On my way back home I was going to check out a small- and half collapsed shed. This is always exciting, but I had absolutely no hopes of finding anything interesting, or intact for that matter as the shed looks like it might have one- or maybe two more winters left, and that the landowner had told it was nothing inside it.


I stuck my face where the side wall of the shed once stood, and I am stunned! In the corner, on the wall, under a half caved in roof was an anorak hanging. Green and nice. I saw immediately that it was Gebirgsjäger stuff. Incredible. I lift it off the nail in the wall and it looks to be in great condition, specially considering it is being found in a rotting chaos.

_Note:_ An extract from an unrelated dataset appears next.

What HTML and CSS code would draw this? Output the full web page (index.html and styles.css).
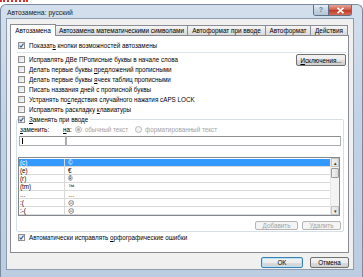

It is not much laying around, but in a small cabinet is a pile of four or five dinner plates. I check them one by one. I turn the last plate over, and the bottom has German markings. Kriegsmarine 1940. Wow!!


On top of the cabinet is what at first looks like a flat and dusty old squirrel.

It is a woolen cap. Not sure if it is of Swedish-, Finnish- or Russian origin, but it looks military and I can swear I have seen photos of a german officer wearing one.

What a crazy ending of a good day in the forest. Just goes to show that there is still stuff out there.


Thanks for reading. Keep Smiling ;)

gebirgsjäger anorak,military woolen cap and kriegsmarine dinner plate
This amazing lot had survived a collapsing shed.